The Coal Trader

Alliance Resource Partners Reports Record Year

Alliance Resource Partners (ARLP) capped off a strong 2023 with record revenues and net income, driven by its well-contracted coal order book and resilient operations. Looking ahead, the company expects another year of growth in 2024, citing stable coal demand and strategic investments.


  • Record Full Year 2023: Total revenue of $2.6 billion, net income of $630.1 million, coal sales price realizations of $64.17 per ton.
  • Strong Coal Performance: Over 90% of 2024 coal sales volumes already committed and priced at similar levels to 2023.
  • Oil & Gas Growth: Record BOE volumes fueled by acquisitions and increased drilling activity.
  • Debt Reduction: Total debt and finance leases down $85 million in 2023, resulting in low leverage ratios.
  • Confident Outlook: 2024 expected to be another record year for revenues, driven by coal and continued Oil & Gas Royalty segment growth.

CEO Commentary:

  • “Our strategic relationships with long-standing customers were evident in the 2023 Quarter as we contracted an additional 12.0 million tons for domestic deliveries over the 2024 through 2028 time period at attractive, escalating prices,” said CEO Joseph Craft III.
  • “We are expecting production in the first quarter of 2024, for our Appalachia operations, to compare favorably to the first quarter of 2023.”
  • “Combining the stability of our heavily contracted coal order book with continued growth in our Oil & Gas Royalty business, we are well-positioned for another record year of revenues in 2024.”

Key Takeaways:

  • ARLP’s strong 2023 was built on its established coal business and strategic investments in the Oil & Gas segment.
  • The company expects 2024 to be another banner year, with coal remaining the anchor.
  • Stable demand, multi-year contracts, and infrastructure upgrades position ARLP for continued success in the coming years.


“As we look to 2024, our coal sales book is expected to be equally as strong as last year and be the anchor to deliver another record year of revenues,” commented Mr. Craft. “Our dependability and the reliability of our coal quality is highly valued by our customers, evidenced by the premium pricing we have received, relative to the spot market, on recent commitments with domestic customers for multi-year contracts. We are entering 2024 with over 90% of our coal sales volumes committed and priced at similar levels relative to 2023. We are expecting our production to be more consistent in 2024, believing we have moved beyond the several negative geological areas that we faced in 2023.”

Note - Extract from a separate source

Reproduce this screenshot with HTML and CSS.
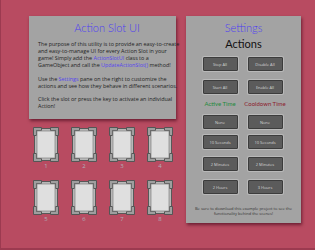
FILE: index.html
```html
<!DOCTYPE html>
<html>
<head>
    <meta charset="UTF-8">
    <title>Action Slot UI</title>
    <link rel="stylesheet" href="styles.css">
</head>
<body>
    <div class="page">
        <div class="leftcol">
            <section class="panel info">
                <h1 class="title">Action Slot UI</h1>
                <p>The purpose of this utility is to provide an easy-to-create<br>and easy-to-manage UI for every Action Slot in your<br>game! Simply add the <span class="link">ActionSlotUI</span> class to a<br>GameObject and call the <span class="link">UpdateActionSlot()</span> method!</p>
                <p>Use the <span class="link">Settings</span> pane on the right to customize the<br>actions and see how they behave in different scenarios.</p>
                <p>Click the slot or press the key to activate an individual<br>Action!</p>
            </section>
            <div class="slots">
                <div class="slot"><svg viewBox="0 0 26 35"><use href="#slotshape"/></svg><span class="num">1</span></div>
                <div class="slot"><svg viewBox="0 0 26 35"><use href="#slotshape"/></svg><span class="num">2</span></div>
                <div class="slot"><svg viewBox="0 0 26 35"><use href="#slotshape"/></svg><span class="num">3</span></div>
                <div class="slot"><svg viewBox="0 0 26 35"><use href="#slotshape"/></svg><span class="num">4</span></div>
                <div class="slot"><svg viewBox="0 0 26 35"><use href="#slotshape"/></svg><span class="num">5</span></div>
                <div class="slot"><svg viewBox="0 0 26 35"><use href="#slotshape"/></svg><span class="num">6</span></div>
                <div class="slot"><svg viewBox="0 0 26 35"><use href="#slotshape"/></svg><span class="num">7</span></div>
                <div class="slot"><svg viewBox="0 0 26 35"><use href="#slotshape"/></svg><span class="num">8</span></div>
            </div>
        </div>
        <section class="panel settings">
            <h1 class="title">Settings</h1>
            <h2 class="actions">Actions</h2>
            <div class="btnrow r1"><button>Stop All</button><button>Disable All</button></div>
            <div class="btnrow r2"><button>Start All</button><button>Enable All</button></div>
            <div class="labels"><span class="active">Active Time</span><span class="cooldown">Cooldown Time</span></div>
            <div class="btnrow r3"><button>None</button><button>None</button></div>
            <div class="btnrow r4"><button>10 Seconds</button><button>10 Seconds</button></div>
            <div class="btnrow r5"><button>2 Minutes</button><button>2 Minutes</button></div>
            <div class="btnrow r6"><button>2 Hours</button><button>3 Hours</button></div>
            <p class="note">Be sure to download this example project to see the<br>functionality behind the scenes!</p>
        </section>
    </div>

    <svg width="0" height="0" style="position:absolute">
        <defs>
            <g id="slotshape">
                <rect x="1.5" y="1.5" width="23" height="32" fill="#b8b8b8" stroke="#585858" stroke-width="1"/>
                <path d="M0.5 0.5h8v3h-5v5h-3z" fill="#9e9e9e" stroke="#555" stroke-width="1"/>
                <path d="M25.5 0.5h-8v3h5v5h3z" fill="#9e9e9e" stroke="#555" stroke-width="1"/>
                <path d="M0.5 34.5h8v-3h-5v-5h-3z" fill="#9e9e9e" stroke="#555" stroke-width="1"/>
                <path d="M25.5 34.5h-8v-3h5v-5h3z" fill="#9e9e9e" stroke="#555" stroke-width="1"/>
                <rect x="4" y="4" width="18" height="27" fill="#dfdfdf" stroke="#8c8c8c" stroke-width="0.8"/>
            </g>
        </defs>
    </svg>
</body>
</html>
```

FILE: styles.css
```css
html, body {
    margin: 0;
    padding: 0;
}
body {
    background-color: #b84b61;
    font-family: "Open Sans", "Liberation Sans", sans-serif;
}
.page {
    width: 315px;
    height: 250px;
    box-sizing: border-box;
    border-left: 1px solid #9c3a50;
    border-bottom: 2px solid #9c3a50;
    padding: 16px 0 0 28px;
    display: flex;
    gap: 10px;
    align-items: flex-start;
}
.panel {
    background-color: #a3a3a3;
    box-shadow: 1px 2px 3px rgba(60, 0, 20, 0.6);
    box-sizing: border-box;
}
.title {
    margin: 0;
    font-family: "Lato", sans-serif;
    font-weight: 300;
    font-size: 11px;
    line-height: 13px;
    color: #4d3df2;
    text-align: center;
}
.info {
    width: 147px;
    height: 103px;
    padding: 5px 0 0 9px;
}
.info p {
    margin: 7px 0 0;
    font-size: 5.4px;
    line-height: 7px;
    color: #1e1e1e;
    white-space: nowrap;
}
.info p:first-of-type {
    margin-top: 6.5px;
}
.info p:last-of-type {
    margin-top: 6px;
}
.link {
    color: #5646ee;
}
.slots {
    display: grid;
    grid-template-columns: repeat(4, 26px);
    column-gap: 12px;
    row-gap: 9px;
    padding: 8px 0 0 4px;
}
.slot {
    display: flex;
    flex-direction: column;
    align-items: center;
}
.slot svg {
    width: 26px;
    height: 35px;
    display: block;
}
.num {
    display: block;
    height: 9px;
    font-family: "Open Sans", sans-serif;
    font-size: 6px;
    line-height: 9px;
    color: #b0b0ba;
}
.settings {
    width: 115px;
    height: 207px;
    padding: 5px 0 0 0;
    display: flex;
    flex-direction: column;
    align-items: center;
}
.actions {
    margin: 3px 0 0;
    font-family: "Lato", sans-serif;
    font-weight: 400;
    font-size: 11px;
    line-height: 13px;
    color: #111;
}
.btnrow {
    display: flex;
    gap: 10px;
    margin-left: -2px;
}
.btnrow button {
    width: 35px;
    height: 14px;
    padding: 0;
    background-color: #5b5b5b;
    border: 1px solid #3c3c3c;
    box-shadow: 0 0 0 1px #b9b9b9;
    border-radius: 1px;
    font-family: "Open Sans", sans-serif;
    font-size: 4px;
    color: #d6d6d6;
}
.r1 { margin-top: 7px; }
.r2 { margin-top: 9px; }
.r3 { margin-top: 7px; }
.r4 { margin-top: 6px; }
.r5 { margin-top: 8px; }
.r6 { margin-top: 9px; }
.labels {
    display: flex;
    gap: 10px;
    margin-top: 6px;
    margin-left: -2px;
    font-family: "Lato", sans-serif;
    font-size: 6px;
    line-height: 8px;
}
.labels span {
    width: 35px;
    white-space: nowrap;
    display: flex;
    justify-content: center;
}
.active { color: #1f8a3c; }
.cooldown { color: #8c1b2e; }
.note {
    margin: 11.5px 0 0;
    text-align: center;
    font-size: 4px;
    line-height: 5px;
    color: #333;
    white-space: nowrap;
}
```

“We expect to complete the major infrastructure projects at Tunnel Ridge, Hamilton, Warrior and the River View complex in 2024,” Mr. Craft continued. “ARLP will start to recognize the benefits from these strategic investments in 2025 as total capital expenditures will be significantly lower and these mines will be more productive, ensuring we maintain our position as one of the most reliable, low-cost producers in the eastern United States over the next decade. We are forecasting domestic natural gas prices to rise in 2025 as new LNG terminal capacity comes online, driving an increase in natural gas exports, benefitting both our Coal and Royalties segments.”

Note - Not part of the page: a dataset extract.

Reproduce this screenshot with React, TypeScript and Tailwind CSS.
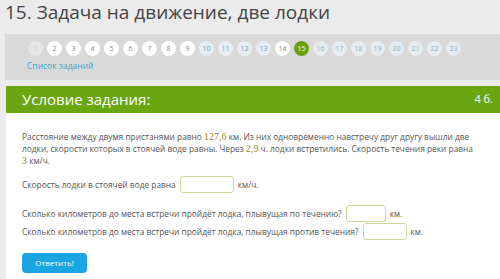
import React from "react";

const nums = Array.from({ length: 23 }, (_, i) => i + 1);

function Circle({ n }: { n: number }) {
  let cls = "bg-white text-[#8a8a8a]";
  if (n === 1) cls = "bg-[#e6e6e6] text-[#c8c8c8]";
  else if (n === 15) cls = "bg-[#6a9f10] text-white";
  else if (n >= 10 && n <= 13) cls = "bg-[#e6eef2] text-[#6a9cbc]";
  else if (n >= 16) cls = "bg-[#e6ecef] text-[#8ab0c8]";
  return (
    <div className={`w-[15px] h-[15px] rounded-full flex items-center justify-center text-[7px] leading-none ${cls}`}>
      {n}
    </div>
  );
}

function Num({ children }: { children: React.ReactNode }) {
  return <span className="text-[#9a8a10] text-[10px] leading-[10px]" style={{ fontFamily: '"Liberation Serif", serif' }}>{children}</span>;
}

function Input({ w }: { w: string }) {
  return <span className={`block h-[17px] ${w} border border-[#c9d99c] rounded-[3px] bg-white`} />;
}

export default function App() {
  return (
    <div className="w-[500px] h-[279px] overflow-hidden bg-[#ebebeb] text-[#555]" style={{ fontFamily: '"Open Sans", sans-serif' }}>
      <div className="h-[34px] pl-[5px] text-[19px] leading-[24px] text-[#444]">15. Задача на движение, две лодки</div>
      <div className="ml-[5px] bg-[#d9d9d9] h-[46px] pl-[23px] pt-[7px]">
        <div className="flex gap-[4px]">
          {nums.map((n) => (
            <Circle key={n} n={n} />
          ))}
        </div>
        <div className="text-[8.5px] text-[#4a9fcc] mt-[4px] -ml-[1px]">Список заданий</div>
      </div>
      <div className="ml-[6px] mt-[6px] bg-[#6aa512] h-[27px] flex items-center justify-between pl-[16px] pr-[7px] text-white">
        <span className="text-[15px]">Условие задания:</span>
        <span className="text-[11px]">4 б.</span>
      </div>
      <div className="ml-[6px] bg-white h-[200px] pl-[16px] pt-[18px] text-[8.35px] leading-[12px]">
        <p className="w-[452px]">
          Расстояние между двумя пристанями равно <Num>127,6</Num> км. Из них одновременно навстречу друг другу вышли две лодки, скорости которых в стоячей воде равны. Через <Num>2,9</Num> ч. лодки встретились. Скорость течения реки равна <Num>3</Num> км/ч.
        </p>
        <div className="mt-[9px] flex items-center">
          <span>Скорость лодки в стоячей воде равна</span>
          <span className="ml-[4px]"><Input w="w-[54px]" /></span>
          <span className="ml-[4px]">км/ч.</span>
        </div>
        <div className="mt-[12px] flex items-center">
          <span>Сколько километров до места встречи пройдёт лодка, плывущая по течению?</span>
          <span className="ml-[4px]"><Input w="w-[40px]" /></span>
          <span className="ml-[4px]">км.</span>
        </div>
        <div className="mt-[1px] flex items-center">
          <span>Сколько километров до места встречи пройдёт лодка, плывущая против течения?</span>
          <span className="ml-[4px]"><Input w="w-[44px]" /></span>
          <span className="ml-[4px]">км.</span>
        </div>
        <button className="mt-[13px] w-[65px] h-[20px] rounded-[4px] bg-[#1aa5e2] text-white text-[8px]">Ответить!</button>
      </div>
    </div>
  );
}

Mr. Craft added, “As we think about the outlook for the coal industry and the markets we serve, we should all take notice that grid planners have nearly doubled five-year load growth forecasts in support of ongoing investments in U.S. industrial and manufacturing sectors, as well as rising energy needs associated with datacenters and artificial intelligence. While the speed of electrifying the transportation sector may have slowed, the enthusiasm for AI has accelerated.”

Mr. Craft concluded, “We remain confident in our projections for sustained coal demand for ARLP and the likelihood that the pre-mature closures of coal-fired power plants in the eastern U.S. will be delayed.”